8. Los Penasquitos Waterfall Trail
This versatile trail is located on the Los Penasquitos Canyon Preserve, which includes 4,000 acres of canyons, more than 500 plant species, and at least 175 types of birds. While the trail is mostly flat, the heat in East San Diego makes the route challenging, especially for hikers or runners who accomplish the entire trail, a hefty 10 mile loop. Luckily, the trail is well-shaded and circles a small creek, making it the perfect location for deer and other critter sightings. Plus, there are five opportunities to cross the creek to cut the route short, and the Los Penasquitos Waterfall is the perfect place to simply turn around and head back for a six mile total loop.
7. Palomar Observatory
Palomar Mountain is one of the highest points in San Diego, and it’s well away from the lights and bustle of the city. That’s why it’s perfect for an observatory. As it happens, that’s also what makes it a great place to hike. Palomar Mountain is where many young San Diegans went to Girl Scout camp, but it’s had a makeover in more recent years. The trailhead is located off of Canfield Road and access is granted to those who pony up $5 for a Forest Service Adventure Pass. The trail is well-maintained and the reward for mounting the summit is two-fold: spectacular views of surrounding San Diego County and a chance to check out the observatory between 9 am and 3 pm.

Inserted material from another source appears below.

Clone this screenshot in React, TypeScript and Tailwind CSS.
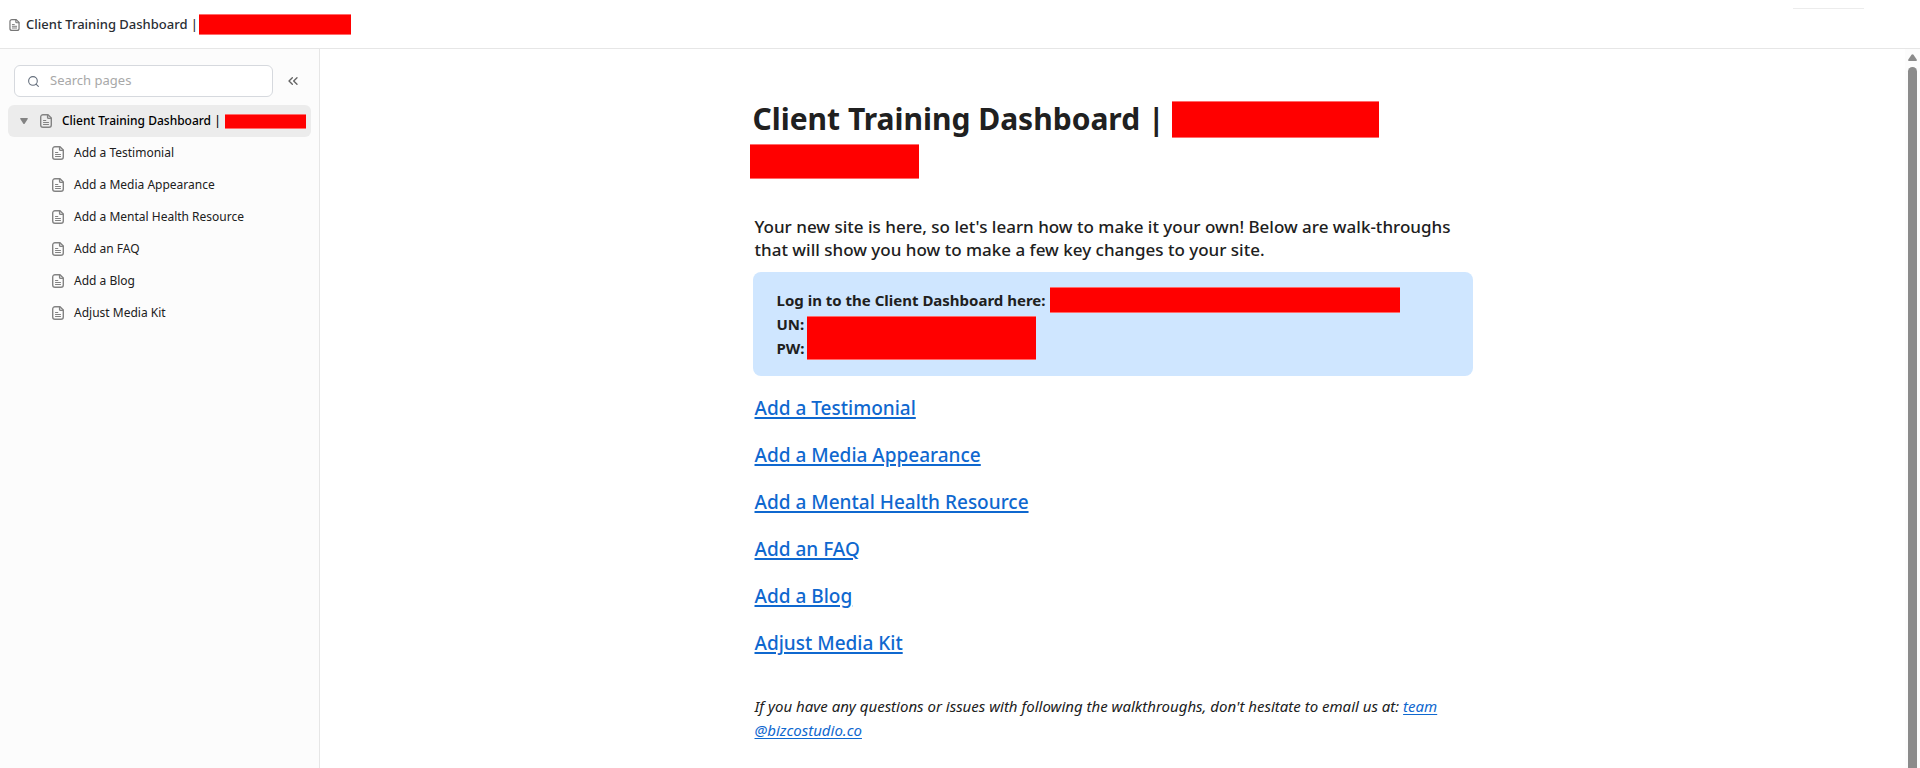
import { ChevronsLeft, Search } from "lucide-react";

const pages = [
  "Add a Testimonial",
  "Add a Media Appearance",
  "Add a Mental Health Resource",
  "Add an FAQ",
  "Add a Blog",
  "Adjust Media Kit",
];

function PageIcon({ className }: { className: string }) {
  return (
    <svg
      viewBox="0 0 12 14"
      fill="none"
      stroke="currentColor"
      strokeWidth="1.4"
      strokeLinejoin="round"
      strokeLinecap="round"
      className={className}
      aria-hidden="true"
    >
      <path d="M3 .7h5L11.3 4v7A2.3 2.3 0 0 1 9 13.3H3A2.3 2.3 0 0 1 .7 11V3A2.3 2.3 0 0 1 3 .7Z" />
      <path d="M7.6.9v2.5a1 1 0 0 0 1 1h2.5" />
      <path d="M3.5 6.5h2.3M3.5 8.5h5M3.5 10.5h5" strokeWidth="1.1" />
    </svg>
  );
}

function Redacted({ className }: { className: string }) {
  return <span aria-hidden="true" className={`block shrink-0 border-y border-[#ff6b6b] bg-[#ff0000] ${className}`} />;
}

function Header() {
  return (
    <header className="flex h-[49px] shrink-0 items-start justify-between border-b border-[#e6e6e6] bg-white pl-[9px] pr-14">
      <div className="flex h-full items-center pt-px">
        <PageIcon className="h-3 w-[11px] text-[#777777]" />
        <span className="ml-[6px] whitespace-nowrap text-[13px] font-medium text-[#2a2e34]">Client Training Dashboard |</span>
        <Redacted className="ml-px h-[21px] w-[152px]" />
      </div>
      <div className="mt-2 h-px w-[71px] bg-[#ececec]" />
    </header>
  );
}

function Sidebar() {
  return (
    <aside className="flex w-80 shrink-0 flex-col border-r border-[#e6e6e6] bg-[#fcfcfc] px-2 pt-4">
      <div className="flex items-center pl-[6px] pr-[10px]">
        <label className="flex h-8 min-w-0 flex-1 items-center gap-[10px] rounded-md border border-[#d6d9de] bg-white px-3">
          <Search size={13} className="shrink-0 text-[#656f7d]" strokeWidth={2} />
          <input
            type="search"
            aria-label="Search pages"
            placeholder="Search pages"
            className="min-w-0 flex-1 bg-transparent text-[13px] outline-none placeholder:text-[#a8a8a8]"
          />
        </label>
        <button type="button" aria-label="Collapse sidebar" className="ml-3 text-[#646464]">
          <ChevronsLeft size={16} strokeWidth={2} />
        </button>
      </div>
      <nav className="mt-2 text-xs text-[#202020]">
        <a href="#top" className="flex h-8 items-center rounded-md bg-[#ececec] pl-3 font-medium text-black">
          <svg viewBox="0 0 8 6" className="h-[6px] w-2 text-[#838383]" aria-hidden="true">
            <path d="M.8 0h6.4q1.2 0 .5 1L4.8 5.4q-.8 1-1.6 0L.3 1Q-.4 0 .8 0Z" fill="currentColor" />
          </svg>
          <PageIcon className="ml-3 h-[14px] w-3 text-[#838383]" />
          <span className="ml-[10px] whitespace-nowrap">Client Training Dashboard |</span>
          <Redacted className="ml-1 h-[15px] w-[81px]" />
        </a>
        <ul>
          {pages.map((page) => (
            <li key={page}>
              <a href="#top" className="flex h-8 items-center gap-[10px] pl-11">
                <PageIcon className="h-[14px] w-3 text-[#838383]" />
                {page}
              </a>
            </li>
          ))}
        </ul>
      </nav>
    </aside>
  );
}

function Article() {
  return (
    <article className="mx-auto w-full max-w-[720px] text-[#202020]">
      <h1 className="text-[30px] font-bold leading-[38px]">
        <span className="flex items-center">
          Client Training Dashboard | <Redacted className="ml-2 h-[37px] w-[207px]" />
        </span>
        <Redacted className="-ml-[3px] mt-[6px] h-[35px] w-[169px]" />
      </h1>

      <p className="mt-9 px-[2px] text-[17px] font-medium leading-[23px]">
        Your new site is here, so let's learn how to make it your own! Below are walk-throughs that will show you how to
        make a few key changes to your site.
      </p>

      <section className="mt-[11px] rounded-lg bg-[#cfe6ff] px-6 py-4 text-[15px] font-bold leading-6">
        <div className="flex h-6 items-center">
          Log in to the Client Dashboard here: <Redacted className="ml-1 h-[26px] w-[350px]" />
        </div>
        <div className="flex items-end">
          <div>
            <div>UN:</div>
            <div>PW:</div>
          </div>
          <Redacted className="ml-[2px] h-11 w-[229px]" />
        </div>
      </section>

      <ul className="mt-[17px] px-[2px] text-[19px] font-medium leading-[30px] text-[#0f68cf]">
        {pages.map((page) => (
          <li key={page} className="mb-[17px]">
            <a href="#top" className="underline decoration-2 underline-offset-2">
              {page}
            </a>
          </li>
        ))}
      </ul>

      <p className="mt-9 px-[2px] text-[15px] italic leading-6">
        If you have any questions or issues with following the walkthroughs, don't hesitate to email us at:{" "}
        <a href="mailto:team@bizcostudio.co" className="text-[#0f68cf] underline underline-offset-2">
          team
          <wbr />
          @bizcostudio.co
        </a>
      </p>
    </article>
  );
}

function ScrollTrack() {
  return (
    <div aria-hidden="true" className="flex w-[15px] shrink-0 flex-col items-center bg-[#fcfcfc] pt-[5px]">
      <svg viewBox="0 0 9 7" className="h-[7px] w-[9px] text-[#8b8b8b]">
        <path d="M3.5.8q1-1.2 2 0l3.2 4.6Q9.4 7 8 7H1Q-.4 7 .3 5.4Z" fill="currentColor" />
      </svg>
      <div className="mt-[6px] w-[9px] flex-1 rounded-t-full bg-[#8b8b8b]" />
    </div>
  );
}

export default function App() {
  return (
    <div id="top" className="flex h-screen flex-col overflow-hidden bg-white font-['Noto_Sans','Open_Sans',sans-serif]">
      <Header />
      <div className="flex min-h-0 flex-1">
        <Sidebar />
        <main className="min-w-0 flex-1 overflow-hidden pt-[51px]">
          <Article />
        </main>
        <ScrollTrack />
      </div>
    </div>
  );
}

6. Cuyamaca Rancho State Park
With over 100 miles of mostly moderate trails, Cuyamaca Rancho State Park can’t be fully explored in one visit. There’s so much to see here, like mountains that climb to over 6,000 feet above sea level, hidden waterfalls, and peaceful meadows. Many outdoorsmen and women begin their adventure with the 3.5-mile climb up to Cuyamaca peak via Lookout Fire Road. At the top, satisfied hikers can enjoy views stretching from the Salton Sea all the way south to Mexico. Another popular trail is Harvey Moore, a nine mile trail that begins at Sweetwater River Bridge. Cuyamaca Rancho State Park is located just off State Route 79 north of Interstate 8.
5. Iron Mountain
When San Diegans want a challenging day hike that builds quadriceps of iron, they look to Iron Mountain. The trailhead is located at the intersection of Poway Road and Highway 67. This is a very popular trail, but there’s with plenty of parking. The hike begins at a wooden gate and leads hikers under shady trees before climbing slowly and steadily to a height of 2696 feet. On the way, hikers enjoy exotic-looking rock outcroppings, meadows, and spectacular views of Ramona. Once at the summit, hikers can choose to return to the trailhead by turning around and backtracking for a total of 6.6 miles, or they can continue on a longer loop back to their cars for a total of 9.5 miles.
4. Mount Woodson
There’s a fun phenomenon floating around the Facebook pages of outdoorsy-types in San Diego. The phenomenon is a photo of a person standing on a treacherous-looking rock formation called Potato Chip Rock. This incredible example of geology is the satisfying reward for climbing Mount Woodson, along with scenic, far-reaching views of Poway, the lake, and surrounding mountains. This hike is definitely all about the journey and not the destination, because the summit is a bit anti-climactic after all that. Instead, many hikers take the turnoff to the left just before the summit to celebrate their achievement in serenity. This trail is 6.4 miles round-trip, and just one of many that surround Lake Poway.
3. El Capitan
One of the most challenging hikes in all of San Diego, El Capitan winds dedicated adventurers through 11.2 miles of steep, dusty trails, often in the baking hot California sun. The trailhead is located off of Wildcat Canyon Road and winds through the El Capitan Preserve. It is closed in August due to extreme heat conditions that make hiking dangerous. While the length contributes to this trail’s difficulty, it’s the constant up and down that makes this trail truly “uphill both ways.” There’s even a false summit that fools many first-timers into thinking they’ve made it. Adventurers who truly go the distance, however, will be rewarded with stunning 360-degree views of San Diego County.
2. Pacific Crest Trail
The entire Pacific Crest Trail stretches a whopping 2,650 miles from near the California/Mexico Border, across the Mojave desert, along the Sierra Nevada Mountains, and on up into Canada. Along with its sibling, the Appalachian Trail in the Eastern U.S., The Pacific Crest Trail is on the bucket list of many serious hikers, but only a select few make it the whole way all at once. San Diegans training for the full, month’s-long backpacking trip or who just want a taste of this epic trail can jump on the two mile section between Penny Pines Monument and Garnet Park for just a half day of adventure. Moon-like landscapes and 1,000-foot drops are abundant here, as are wind and snowstorms in winter months, so adventurers should plan accordingly.
1. Balboa Park
Built in 1915 for the world’s fair, Balboa Park has stood the test of time and now most of the buildings house some of San Diego’s best museums. The park also has plenty of open spaces to enjoy nature, as well as a host of hiking and running trails that crisscross the park and weave in and out between shady, wooded areas and downtown sidewalks. For an easy, family-friendly path, try Trail #4 starting at 6th Avenue and Upas Street. At this same starting point, you can also pick up Trail #5, which is considerably more difficult with steep inclines and dirt paths that wind through Florida Canyon. Or, for beginning hikers, Trail #1 is a little less traveled and feels like the great outdoors right in Downtown San Diego’s backyard.